Paycheck Protection Program

If you look at the SBA assistance resources as an emergency needs ladder, a PPP loan would be the first rung.  It's designed to be the first line of defense for business owners, giving you the resources to make payroll while you don't have any income.

PPP assistance is initially considered a loan, but will be fully forgiven if you meet the following criteria.

  • The average number of full-time employees on payroll does not decrease compared to pre-COVID-19 time periods
  • No employees suffer a pay cut of more than 25%
  • Funds are used for payroll, mortgage interest, rent, or utilities 

The terms of the loan itself are quite generous, 1% interest for 24 months. 

How To Apply

Your best bet is to apply for PPP assistance through your regular bank or credit union. Many banks have relaxed the Know Your Customer (KYC) guidelines during the pandemic, but check the relationship requirements online before you apply.  Most banks stipulate you may only apply with one institution. 

Another option is to look into PPP loans given by online fintech companies such as Paypal or Quicken.

Eligibility Criteria

Here are the broad outlines for PPP business eligibility. You can dig deep into the guidelines on  Questco’s COVID-19 Resources page.

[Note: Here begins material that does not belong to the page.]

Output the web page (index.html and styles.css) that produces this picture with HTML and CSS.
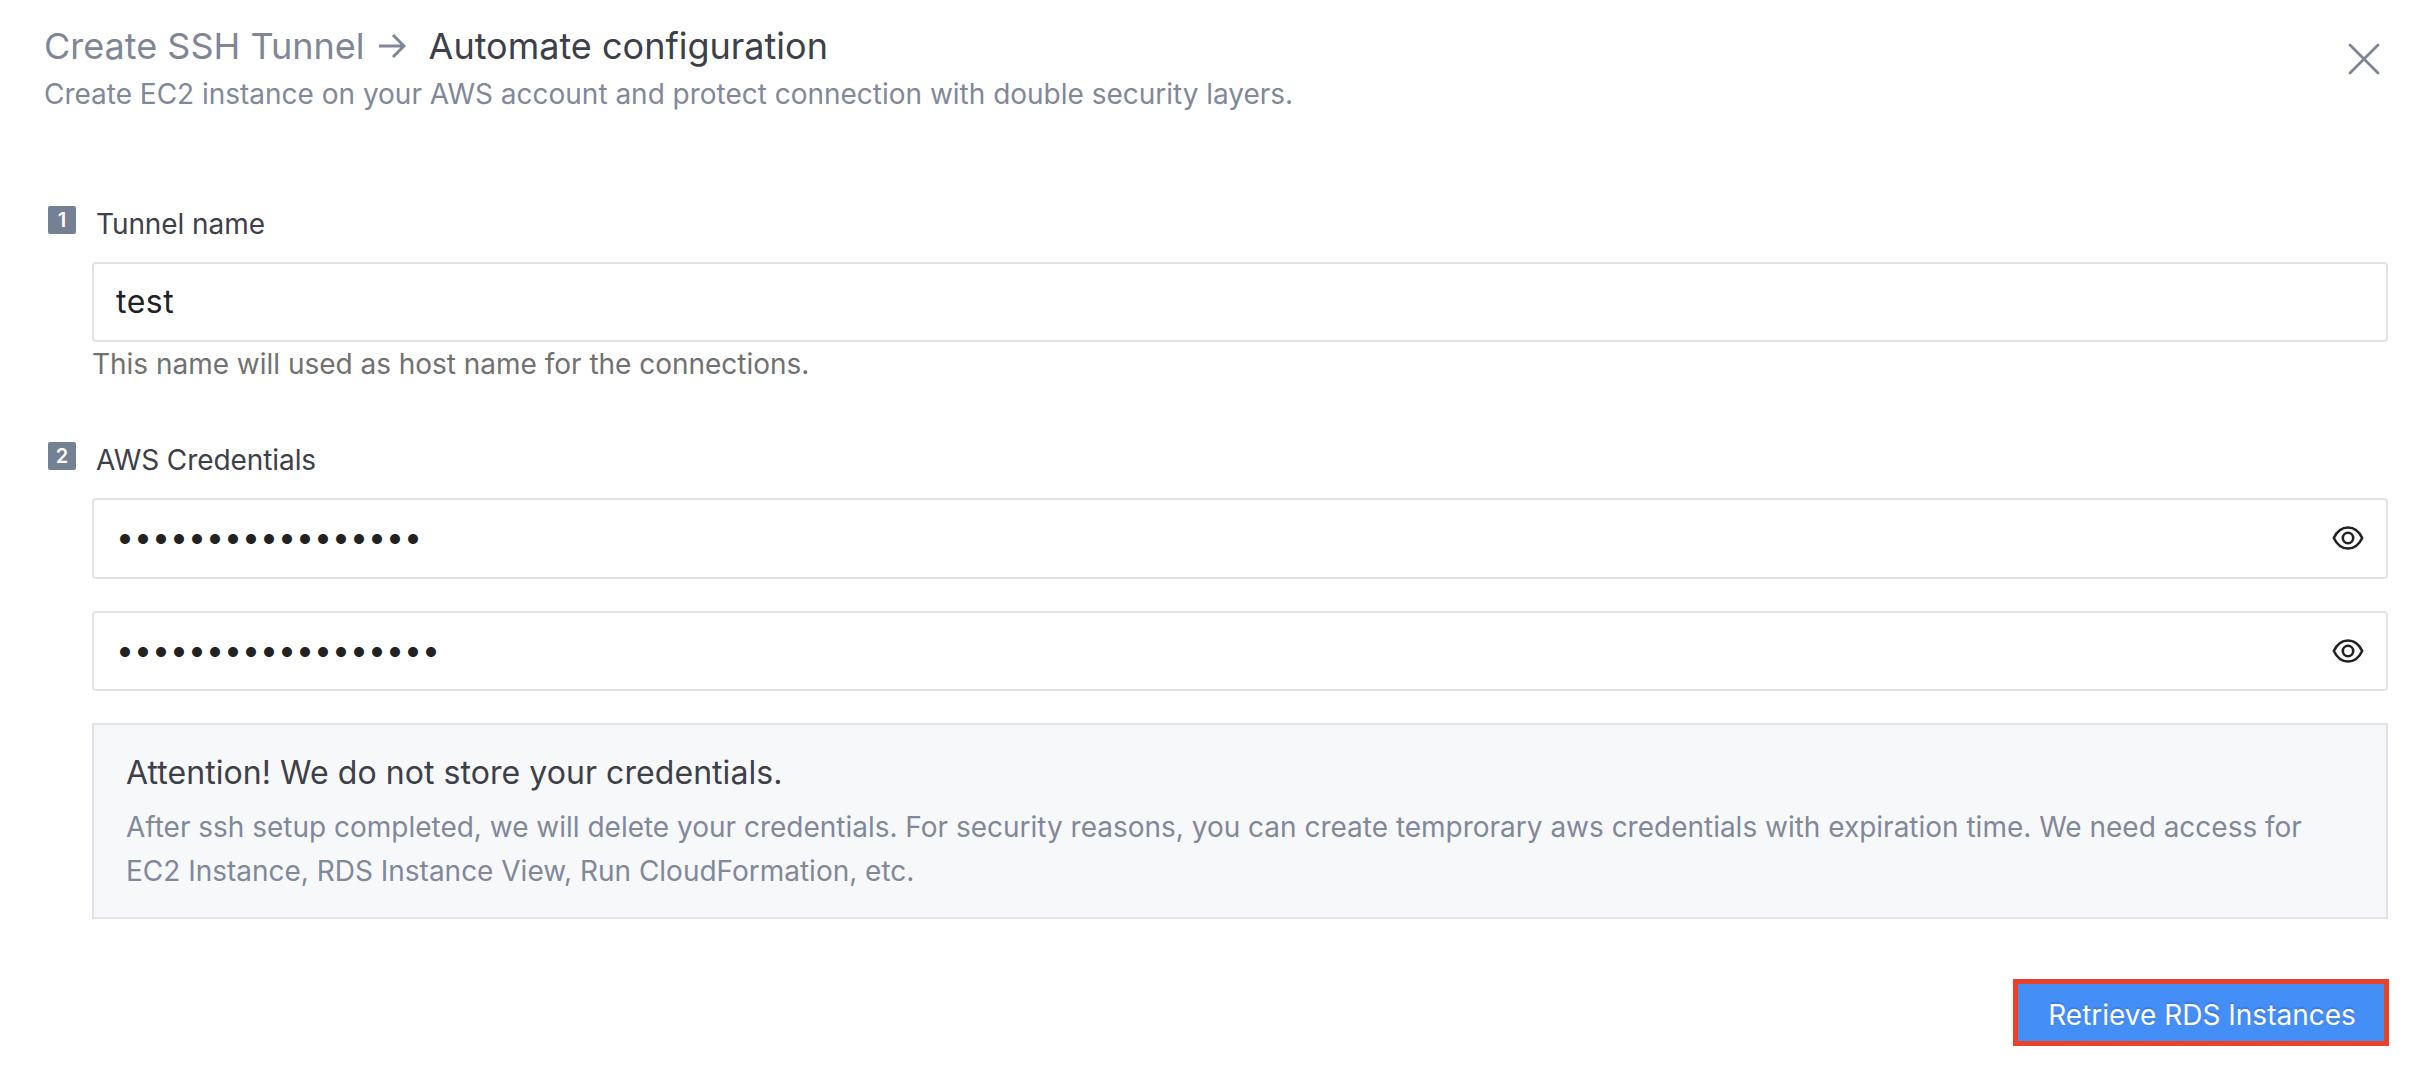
FILE: index.html
```html
<!DOCTYPE html>
<html lang="en">
<head>
<meta charset="utf-8">
<title>Create SSH Tunnel</title>
<link rel="stylesheet" href="styles.css">
</head>
<body>
<main class="dialog">
  <header class="header">
    <div class="heading">
      <h1 class="title"><span class="crumb">Create SSH Tunnel</span><svg class="arrow" viewBox="0 0 28 28"><path d="M1 14H26M15 3L26 14L15 25"/></svg><span class="current">Automate configuration</span></h1>
      <p class="subtitle">Create EC2 instance on your AWS account and protect connection with double security layers.</p>
    </div>
    <button class="close" aria-label="Close"><svg viewBox="0 0 32 32"><path d="M2 2L30 30M30 2L2 30"/></svg></button>
  </header>
  <section class="step step-name">
    <span class="badge">1</span>
    <div class="content">
      <label class="label" for="name">Tunnel name</label>
      <input class="field name-field" id="name" value="test">
      <p class="hint">This name will used as host name for the connections.</p>
    </div>
  </section>
  <section class="step step-credentials">
    <span class="badge">2</span>
    <div class="content">
      <div class="label">AWS Credentials</div>
      <div class="field secret first"><span class="dots">•••••••••••••••••</span><svg class="eye" viewBox="0 0 32 24"><path d="M1.8 12C8.5-2 23.5-2 30.2 12C23.5 26 8.5 26 1.8 12Z"/><circle cx="16" cy="12" r="5.2"/></svg></div>
      <div class="field secret second"><span class="dots">••••••••••••••••••</span><svg class="eye" viewBox="0 0 32 24"><path d="M1.8 12C8.5-2 23.5-2 30.2 12C23.5 26 8.5 26 1.8 12Z"/><circle cx="16" cy="12" r="5.2"/></svg></div>
      <div class="notice">
        <h2 class="notice-title">Attention! We do not store your credentials.</h2>
        <p class="notice-text">After ssh setup completed, we will delete your credentials. For security reasons, you can create temprorary aws credentials with expiration time. We need access for EC2 Instance, RDS Instance View, Run CloudFormation, etc.</p>
      </div>
    </div>
  </section>
  <footer class="footer"><button class="submit">Retrieve RDS Instances</button></footer>
</main>
</body>
</html>
```
FILE: styles.css
```css
* { box-sizing: border-box; }
body { margin: 0; background: #fff; font-family: Inter, sans-serif; color: #3d4049; }
h1, h2, p { margin: 0; font-weight: 400; }
button { font: inherit; }
.dialog { padding: 20px 42px 0 44px; }
.header { display: flex; justify-content: space-between; height: 174px; }
.title { display: flex; align-items: center; font-size: 36px; line-height: 52px; }
.crumb { color: #7f8797; }
.arrow { width: 28px; height: 28px; margin: 0 23px 0 13px; fill: none; stroke: #7f8797; stroke-width: 3; }
.subtitle { font-size: 28px; line-height: 44px; letter-spacing: -.015px; color: #81889a; }
.close { width: 32px; height: 32px; margin: 23px 8px 0 0; padding: 0; border: 0; background: none; }
.close svg { display: block; fill: none; stroke: #7d8496; stroke-width: 2.8; stroke-linecap: round; }
.step { display: flex; }
.badge { width: 28px; height: 28px; margin: 12px 16px 0 4px; border-radius: 2px; background: #748094; color: #fff; font-size: 20px; font-weight: 600; line-height: 28px; text-align: center; }
.content { flex: 1; }
.label { display: block; padding-left: 4px; height: 68px; font-size: 28px; line-height: 60px; letter-spacing: -.08px; }
.field { display: flex; width: 100%; height: 80px; padding: 0 22px; border: 2px solid #e2e3e9; border-radius: 4px; background: #fff; color: #222; font: 32px Inter, sans-serif; }
.name-field { padding-bottom: 2px; letter-spacing: .5px; }
.hint { font-size: 28px; line-height: 44px; letter-spacing: -.02px; color: #717171; }
.step-credentials { margin-top: 44px; }
.secret { align-items: center; justify-content: space-between; }
.first { height: 81px; padding-bottom: 1px; }
.dots { padding-bottom: 3px; }
.eye { width: 32px; height: 24px; fill: none; stroke: #222; stroke-width: 2.6; stroke-linejoin: round; }
.second { margin-top: 32px; }
.notice { margin-top: 32px; height: 196px; padding: 24px 32px; border: 2px solid #e2e3e9; background: #f7f8fa; }
.notice-title { font-size: 32px; line-height: 48px; letter-spacing: .06px; }
.notice-text { font-size: 28px; line-height: 44px; letter-spacing: -.01px; padding-top: 8px; color: #81889a; }
.footer { display: flex; justify-content: flex-end; margin: 60px -1px 0 0; }
.submit { width: 376px; height: 67px; padding: 5px 0 0 2px; border: 5px solid #e94228; background: #448ef7; box-shadow: 0 5px 0 -4px #448ef7, 0 8px 0 -3px #f3f3f3; color: #fff; font-size: 28px; text-shadow: 0 -2px 1px rgba(0, 0, 0, .12); }
```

Eligible businesses are:

  • Small businesses with fewer than 500 employees 
  • Businesses with “small business concerns” that are not “dominant in [their] field of operation.”
  • Non-profits, veterans or Tribal concerns who meet IRS guidelines 
  • Hospitality concerns with more than 500 employees spread over more than one location
  • Sole proprietors, independent contractors, self-employed entrepreneurs 
  • Franchises with less than 500 employees

How Much PPP Money Can I Get?

The SBA calculation for a PPP loan is 2.5 times your average monthly payroll costs, up to $10 million. Some early bird PPP applicants have already received their direct deposit assistance funds, so go ahead and apply if you haven't yet.

Economic Injury Disaster Loan Assistance--Grants and Loans

The second rung on the SBA ladder is an Economic Injury Disaster Loan (EIDL) grant.

An EIDL grant for up to $10,000 is available for any qualified small business. You're eligible for an amount equal to $1,000 per employee, up to that $10K maximum. According to the SBA, a streamlined application process has money in taxpayer's accounts within three days of your application. 

 SBA rules require that these funds go towards immediate expenses--paid leave, payroll, and mortgage or lease payments. As long as this money is applied towards approved uses, the grant does not have to be repaid, regardless of the disposition of any additional EIDL loans you apply for. 

Eligibility requirements for an EIDL grant are basically the same as for the PPP loan but the SBA does go into greater detail about ineligibility.  In short, businesses engaged in illegal activities, farms, and lobbying firms cannot get an EIDL grant.  Also, you can't use grant proceeds to pay dividends or refinance existing debt. 

EIDL Loans

The highest rung on the new CARES ladder is an EIDL loan.  This is not a new program, but one that has been expanded to cover business impacted by COVID.  These loans, available up to $2 million, are designed to help you cover expenses for six months during an economic slowdown. The SBA has waived the personal guarantee requirement for loans up to $200,000 through the end of 2020.  These loans are more document-intensive, require more underwriting, and funding is not quick.  

How PPP And EIDL Work Together

You can apply for both PPP and EIDl assistance. You can also roll existing EIDL aid into your PPP loan, as long as the funds are used for approved purposes and you're not double-dipping--make sure you document which monies are going to which obligations. 

You also cannot use PPP funds for qualified sick and family leave wages if you're taking a tax credit for those costs under the Families First Coronavirus Response Act. A business with a PPP loan will also not be eligible for the employee retention credit.

Determining which assistance route is best for your business may not be as forthright as it seems. It's crucial that you really understand all the ramifications of how you apply for and spend SBA relief money. That requires expert assistance either through an existing advisor or a Professional Employment Organization.